Madara vol. 5 – Eiji Otsuka

2 out of 5

If your expectations / hopes this point are for full-on shonen manga, then I’m sure this comes across a lot better. For me, holding on to hope that something “more” might emerge, Madara has been a slow descent into very typical stuff, and even once settling for the manga simply being what it is – spiky-haired dudes fighting demons – I found this last volume to be pretty anti-climactic. The twists Otsuka employs are reasonable, but I feel like there were better or more impactful ways to use them, and the To Be Continued nonsense towards the end is, perhaps, another predictable aspect of this genre, but it also falls into the camp of being employed in a middling way.

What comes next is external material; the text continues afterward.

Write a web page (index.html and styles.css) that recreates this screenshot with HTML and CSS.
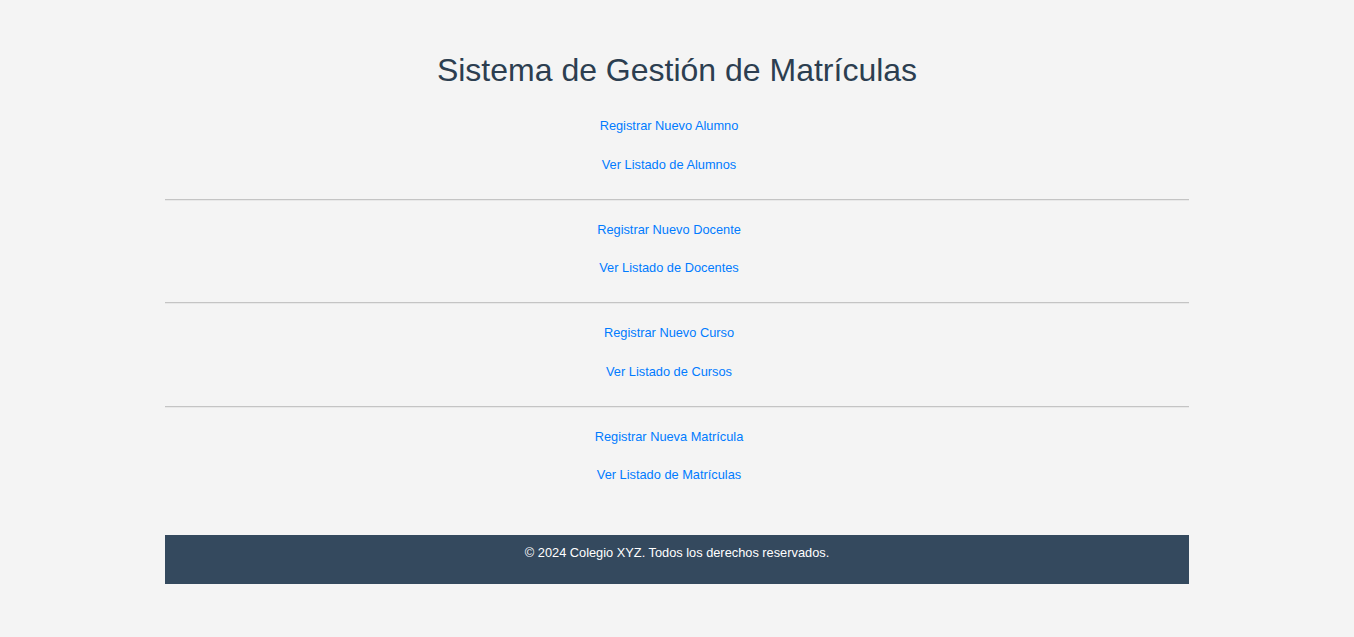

Sho-U Tajima’s art remains a highlight. While the busyness and scale of the action sometimes makes character placement in scenes a little hard to parse – and there are some more subtle beats within that action that I’m not sure come through well – the clean lined style looks very cool and manages the teeth-grit drama and slapstick comedy equally well, and despite everyone being a variation of big 80s hair (both girls and boys), I found it easy to pick out who was who.

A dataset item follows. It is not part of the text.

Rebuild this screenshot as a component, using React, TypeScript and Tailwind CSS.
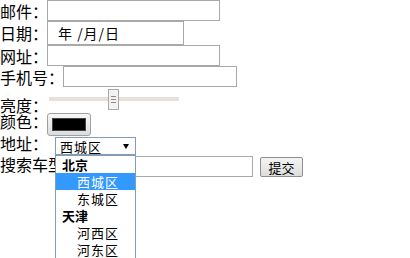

The “journey” of the series is what’s been a wash, and exactly because I put that in quotes. Madara’s 5 initial tankobons of collected chapters are uneven; the opening has a scrappy and promising sense to it that’s cut short by the lead’s purported death, and I felt Otsuka leaned into that especially well. But once we were on the other side of that, the connecting character bits to reroute us to a purpose never quite occurred; there was something interesting rumbling with Madara being reluctantly swept up in everyone else’s passion, but somewhere that got swapped out for typical diehard protag goodness, except the reader’s never really alerted to or shown that. It just happens: suddenly our dude is The Man In Charge, and then this ending brings with it some unnecessary twists – the straight ahead story of fighting the bad guy in order to get to Agartha, the promised land, would have been enough to keep this afloat. And with those rather distracting elements, and the lack of character development, the concluding battle (and that it’s not really the end) comes across pretty underwhelmingly.